Anyway I think you're making good choices, its nice to see someone else in their 20s, take retirement seriously. So many people say "oh my kids will take care of that" but you know adult children get into debt and can't help mom and dad, some kids turn out horribly its really sad and won't help their parents, there are all sorts of reasons why children can't always help their folks.
I once got accused of saying my portfolio was more important than a child, its ridiculous the things people say. I don't want kids but I have heard stories in financial magazines and blogs of people who had children and retired with very nice nest eggs and I admired that.
Anyway, Good luck to you =)
Thank you for that kind comment. I remember that NY Times article you mentioned – yes it's so hard (er, impossible) to know exactly how much you will need in retirement. I guess all we can do is the best we can.
For us, retirement savings come first. Everything else is second. But we got married later in life. We already had the houses, graduate degrees, etc. If we want more money to travel (or other fun stuff), then we have to figure out what to cut back on.
To be honest, I really HATE saving for retirement. I just feel like no matter how much I save (which isn't much and it's only about to get worse…I'm favoring paying down debt right now, so retirement is taking a back seat) it will never be enough. And, I also feel like the actual amount of money I will actually have when it comes time to retire is, to some degree, out of my hands. So much depends on the markets and the economy at large.
So, for right now, retirement savings is a low priority for me as I'm paying off my debts and building a healthier cash savings fund. When I have both of those goals accomplished, I'll amp up my retirement savings.
I 100% agree that so much depends on the market – the first few years before, during, and after retirement are especially crucial to a portfolio. If a retiree retires during a recession (i.e. everyone who retired in 2008 and 2009), they may never recover from the withdrawals from a declining portfolio. On the other hand, I figured that's not something I have control over, and if I'm unlucky enough that my portfolio is going to take a 20% hit at retirement, I'd rather it be 20% of $5 million than 20% of $500,000.
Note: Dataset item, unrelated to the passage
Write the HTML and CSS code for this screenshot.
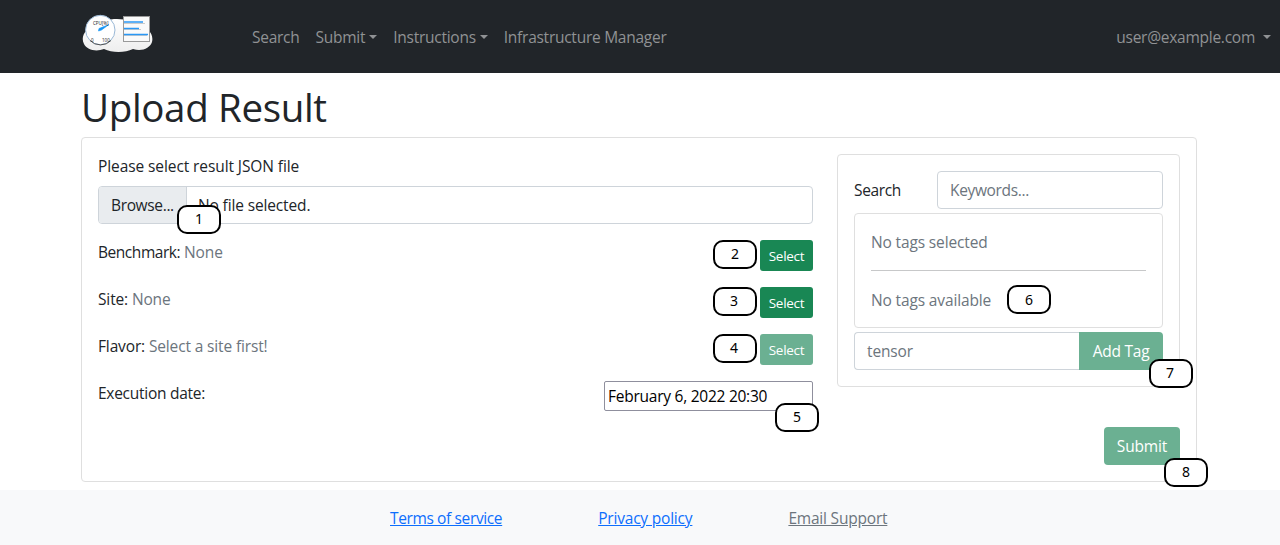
FILE: index.html
```html
<!DOCTYPE html>
<html lang="en">
<head>
<meta charset="utf-8">
<title>Upload Result</title>
<link rel="stylesheet" href="styles.css">
</head>
<body>
<header class="navbar">
  <a class="brand">
    <svg class="logo" width="74" height="44" viewBox="0 0 74 44">
      <defs><linearGradient id="cloud" x1="0" y1="0" x2="0" y2="1"><stop offset="0" stop-color="#fff"/><stop offset="1" stop-color="#eee"/></linearGradient></defs>
      <path d="M15 13C5 15-1 23 3 31c3 6 12 8 20 5 8 4 21 4 29 0 9 3 17-1 19-7 2-8-4-15-13-15C50 4 25 3 15 13z" fill="url(#cloud)"/>
      <rect x="42.500" y="3.500" width="26" height="25" fill="#fafafa" stroke="#999"/>
      <path d="M43 10.500h21M43 16.500h17M43 22.500h23" stroke="#ccc"/>
      <path d="M43 9h19M43 15.500h15M43 21.500h24" stroke="#2a98f5" stroke-width="1.600"/>
      <circle cx="19.300" cy="17" r="14.700" fill="#fff" stroke="#9ab8d6"/>
      <path d="M9 27.500A14.700 14.700 0 0 0 30 27.500" fill="none" stroke="#555"/>
      <path d="M18 15.500l10-4-7.500 5.500-3 1z" fill="#1595f5" stroke="#1595f5" stroke-width=".6"/>
      <text class="dial-title" x="12" y="12">CPU[%]</text>
      <text class="dial-title" x="10" y="29">0</text>
      <text class="dial-title" x="21" y="29">100</text>
    </svg>
  </a>
  <nav class="nav-links">
    <a>Search</a>
    <a class="dropdown">Submit</a>
    <a class="dropdown">Instructions</a>
    <a>Infrastructure Manager</a>
  </nav>
  <a class="dropdown user">user@example.com </a>
</header>
<main class="container">
  <h1>Upload Result</h1>
  <section class="card upload">
    <div class="columns">
      <form class="form">
        <div class="file-label">Please select result JSON file</div>
        <div class="file-input">
          <span class="browse">Browse...</span><span class="file-name">No file selected.</span>
          <span class="marker m1">1</span>
        </div>
        <div class="row"><div><span class="benchmark">Benchmark:</span> <span class="muted">None</span></div><span class="btn small">Select</span><span class="marker m-row">2</span></div>
        <div class="row"><div>Site: <span class="muted">None</span></div><span class="btn small">Select</span><span class="marker m-row third">3</span></div>
        <div class="row"><div>Flavor: <span class="muted">Select a site first!</span></div><span class="btn small disabled">Select</span><span class="marker m-row third">4</span></div>
        <div class="row"><div class="exec">Execution date:</div><span class="date">February 6, 2022 20:30</span><span class="marker m5">5</span></div>
      </form>
      <aside class="card tags">
        <div class="search"><span class="search-label">Search</span><span class="input keywords">Keywords...</span></div>
        <div class="card tag-list">
          <div>No tags selected</div>
          <div class="rule"></div>
          <div>No tags available</div>
          <span class="marker m6">6</span>
        </div>
        <div class="add"><span class="input">tensor</span><span class="btn disabled">Add Tag</span><span class="marker m7">7</span></div>
      </aside>
    </div>
    <div class="actions"><span class="btn disabled">Submit</span><span class="marker m8">8</span></div>
  </section>
</main>
<footer class="footer">
  <a class="terms">Terms of service</a>
  <a>Privacy policy</a>
  <a class="support">Email Support</a>
</footer>
</body>
</html>
```
FILE: styles.css
```css
* { box-sizing: border-box; }
body {
  margin: 0;
  height: 545px;
  display: flex;
  flex-direction: column;
  overflow: hidden;
  background: #fff;
  color: #212529;
  font: 15.5px/24px "Open Sans", "Noto Sans", sans-serif;
  letter-spacing: -.14px;
}
.navbar {
  height: 73px;
  flex: none;
  display: flex;
  align-items: center;
  padding: 0 9px 0 81px;
  background: #212529;
  color: #909294;
  letter-spacing: -.26px;
}
.brand { width: 171px; height: 47px; }
.logo { display: block; }
.dial-title { font: 4.5px "Open Sans", sans-serif; letter-spacing: 0; fill: #111; }
.nav-links { display: flex; gap: 16px; flex: 1; padding-top: 1px; }
.dropdown { display: flex; align-items: center; }
.dropdown::after {
  content: "";
  margin-left: 4px;
  border: 4.8px solid transparent;
  border-top-color: currentColor;
  border-bottom: 0;
}
.user { padding-top: 1px; }
.user::after { margin-left: 8px; }
.container { width: 1116px; margin-left: 81px; height: 417px; flex: none; }
h1 { margin: 0; padding-top: 10px; height: 64px; font-weight: 400; font-size: 38.5px; line-height: 48px; letter-spacing: -.35px; }
.card { border: 1px solid #dfdfdf; border-radius: 4px; }
.upload { height: 345px; padding: 16px; }
.columns { display: flex; gap: 24px; height: 273px; align-items: flex-start; }
.form { width: 715px; }
.file-label { height: 32px; letter-spacing: -.09px; }
.file-input {
  position: relative;
  display: flex;
  align-items: center;
  height: 38px;
  margin-bottom: 16px;
  border: 1px solid #ced4da;
  border-radius: 4px;
}
.browse { width: 88px; height: 36px; padding: 6px 12px; background: #e9ecef; border-right: 1px solid #ced4da; border-radius: 3px 0 0 3px; letter-spacing: -.35px; }
.file-name { padding-left: 11px; }
.row { position: relative; display: flex; justify-content: space-between; height: 31px; margin-bottom: 16px; }
.benchmark { letter-spacing: -.45px; }
.exec { letter-spacing: -.27px; }
.muted { color: #6c757d; }
.btn { height: 38px; padding: 7px 0; text-align: center; border-radius: 4px; background: #198754; color: #fff; }
.small { width: 53px; height: 31px; padding: 6px 0; line-height: 21px; font-size: 13.5px; letter-spacing: -.3px; border-radius: 3px; }
.disabled { background: #6bb092; }
.date { width: 209px; height: 30px; padding: 2px 3px; border: 1px solid #8f8f9d; border-radius: 2px; color: #000; letter-spacing: -.25px; }
.tags { width: 343px; height: 233px; padding: 16px; }
.search { display: flex; justify-content: space-between; line-height: 38px; margin-bottom: 4px; }
.search-label { letter-spacing: -.35px; }
.input { width: 226px; height: 38px; padding: 0 12px; line-height: 37px; border: 1px solid #ced4da; border-radius: 4px; color: #6c757d; }
.keywords { letter-spacing: -.35px; }
.tag-list { position: relative; height: 115px; padding: 16px 16px; color: #6c757d; margin-bottom: 4px; }
.rule { height: 1px; margin: 16px 0 17px; background: #c7c8c9; }
.add { position: relative; display: flex; }
.add .input { width: 225px; border-radius: 4px 0 0 4px; border-right: 0; }
.add .btn { flex: 1; border-radius: 0 4px 4px 0; letter-spacing: -.25px; }
.actions { position: relative; display: flex; justify-content: flex-end; }
.actions .btn { width: 76px; }
.marker {
  position: absolute;
  width: 44px;
  height: 29px;
  border: 2px solid #000;
  border-radius: 10px;
  background: #fff;
  color: #000;
  text-align: center;
  font: 14px/24px "Noto Sans", sans-serif;
  letter-spacing: 0;
}
.m1 { left: 78px; top: 18px; }
.m-row { right: 56px; top: 0; }
.third { padding-right: 2px; }
.m5 { right: -6px; top: 22px; }
.m6 { left: 152px; top: 71px; line-height: 26px; }
.m7 { right: -30px; top: 27px; padding-right: 2px; line-height: 23px; }
.m8 { right: -28px; top: 31px; }
.footer {
  flex: 1;
  display: flex;
  gap: 96px;
  padding: 16px 0 0 390px;
  background: #f8f9fa;
}
.footer a { color: #0d6efd; text-decoration: underline; letter-spacing: -.2px; }
.footer .terms { letter-spacing: -.37px; }
.footer .support { color: #6c757d; }
```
It sounds like your just guessing on how much you have to put into your 401k (called super annuation in australia). I went through the same thing. The most important thing to do is to sit down and work out what you actually want to "earn" in retirement. Is it what your on now? Do you want to be on more? (remember you probably won't have accomodation costs because you'll have paid your house off soo you can factor that in) Then adjust for inflation (average over the last 50 years), then divide it by the government bond rate (average over the last 50 years). This will give you conservative balance that you need to retire. From there you can use investment calculators to identify how much you need to put away to retire.
Look I put together a spread sheet to help you work it out. Is essentially agree with nyx, you need to know how much you need so you can have as much possible along the way. you can get it here http://www.debtmediators.com.au/wp-content/upload...
That's awesome your car has over 200K miles on it! Sounds like you are doing the right thing and have your head on straight.
15K/yr is pretty darn good if you ask me.